Sure, names like Disney and its subsidiary/partner/bunk buddy Pixar have become kings of the animated feature film game, small studios and independent animation auteurs have slowly been creeping into the spotlight, taking more than their fair share of the headlines. And few independent animation directors are truly as great or beloved as one Bill Plympton.
The multi-time Oscar nominated animator, best know for his Plymptoons shorts and one of the most original, hand drawn animation styles the genre has to offer, is back with one of his most accessible and oddly entrancing works to date, a romantic comedy/drama entitle Cheatin’, and it’s a real doozy.
Primarily dialogue free, this gorgeous piece of animation tells the story of Ella, a beautiful young woman who is in attendance at a carnival one day only to fall into the arms of the bombastically muscled Jake. After we see their first meeting, we see that it was love at first sight as they become married. After we see that they are in full on coital harmony, a woman arrives in Jake’s life with falsified evidence to some infidelity on his wife’s behalf. What follows is a tale of revenge, love, loss and a magical soul transporting device, in what is one of Plympton’s prettiest and most surreal works yet, a film arriving five years following his last feature effort.
Inherently absurd and bewilderingly surreal, Plympton’s film is, even at under 80 minutes in length, a relative narrative mess. The added sci-fi element of a magician’s Trans-Soul device muddles up the plot a bit, turning it from a simple tale of the intense emotions as both a positive and a negative in a relationship into something not quite sensical. Without any performances to get caught up in (names like Sophia Takal are credited here, but impossible to recognize without the end credits), the narrative is not much more than a bizarrely comedic mess in which Plympton elevates with some truly stunning visuals.

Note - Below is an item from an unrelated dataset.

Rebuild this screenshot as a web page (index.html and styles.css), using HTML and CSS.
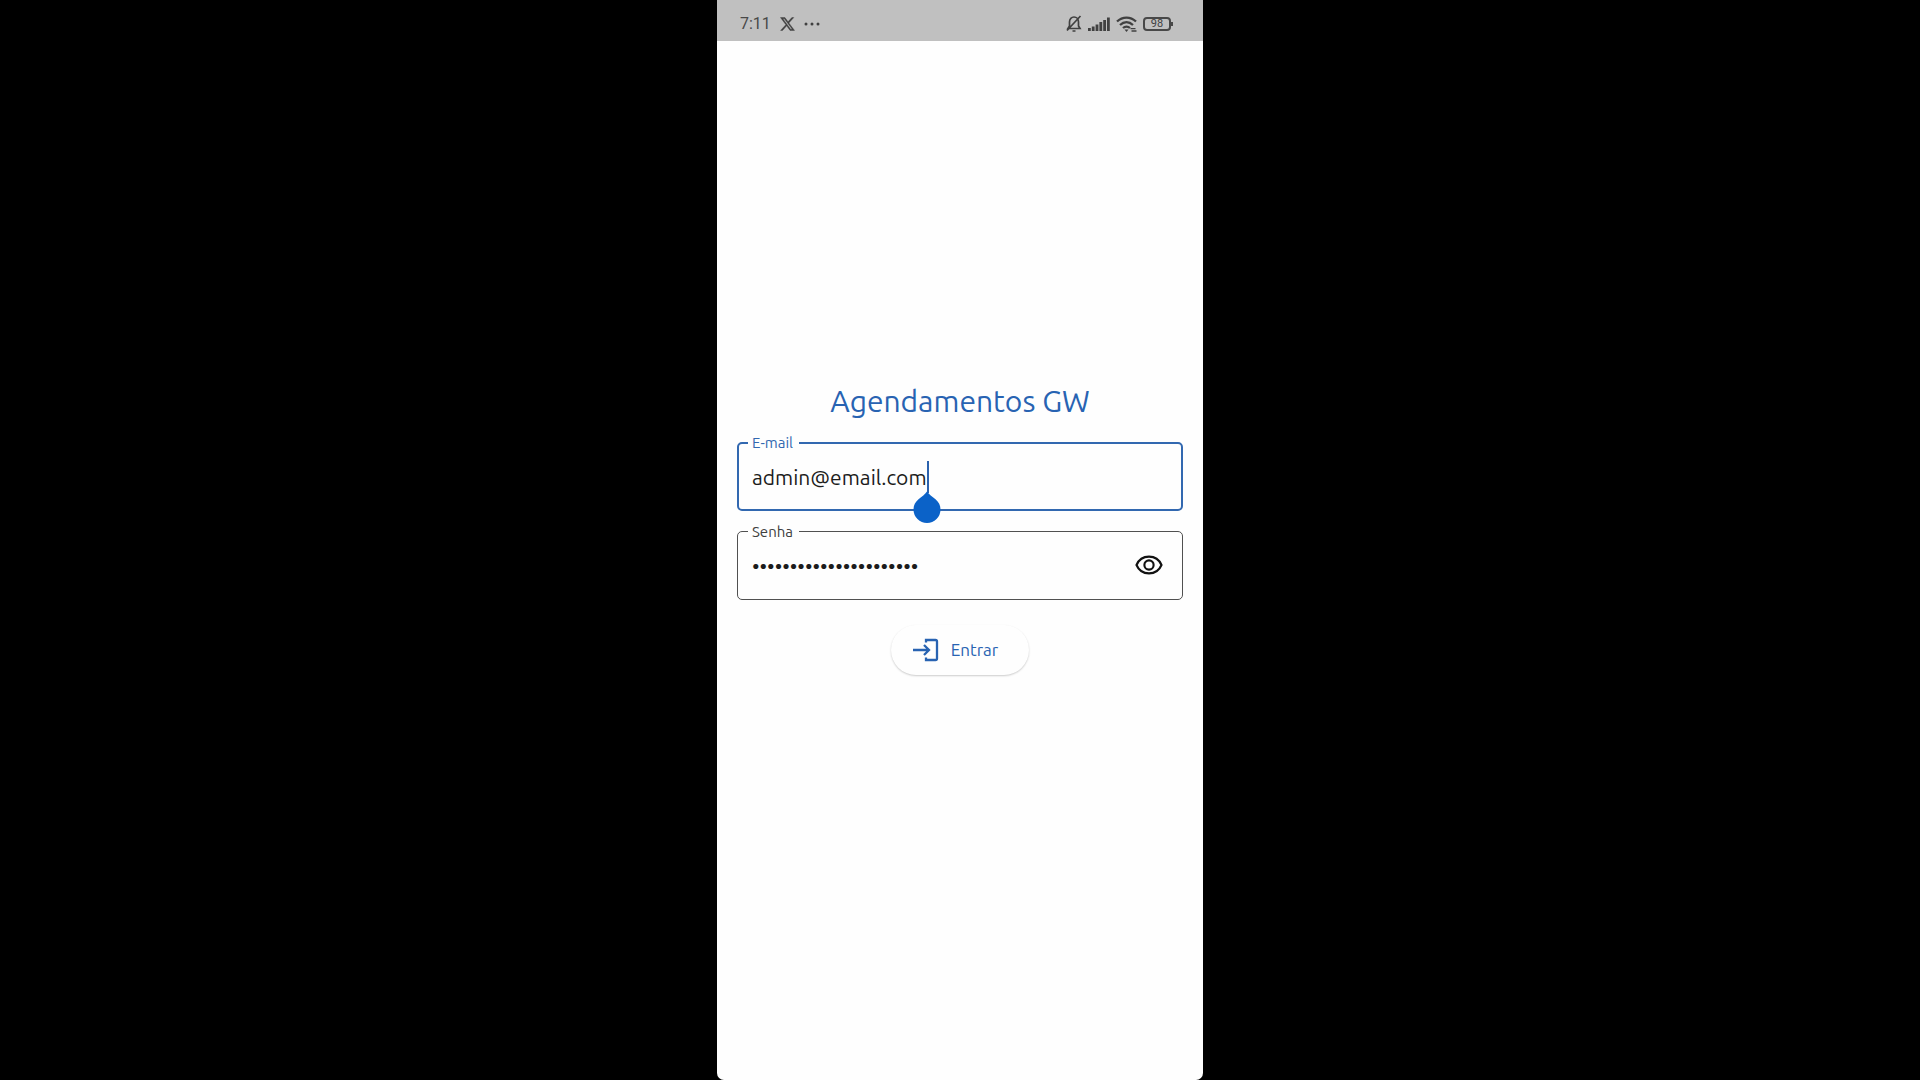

Best know for an aesthetic that loves to turn the grotesque into something beautiful and the beautiful into something grotesque, this is a sweet and unforgettable piece of animation. The character design is rich and absolutely vital, with the hand drawn animation giving the film a palpable sense of tactility, painting a story that may be a bit too adult for children, but feels ripped right out of a children’s picture book. The score is engrossing and adds a level of emotional depth the film needs, and while the final act may make the premise a bit messy, Plympton’s aesthetic elevates it to something evocative and the final few sequences really bring to light the film’s central themes.
Overall, while the surreal sci-fi elements muddle the central plot, they turn this brisk and comedic look at love and loss into a punchy bit of absurdist animation. One of Plympton’s best feature length efforts to date, there are truly no directors like this animation auteur, and there is certainly no feature quite like this gorgeous romantic picture.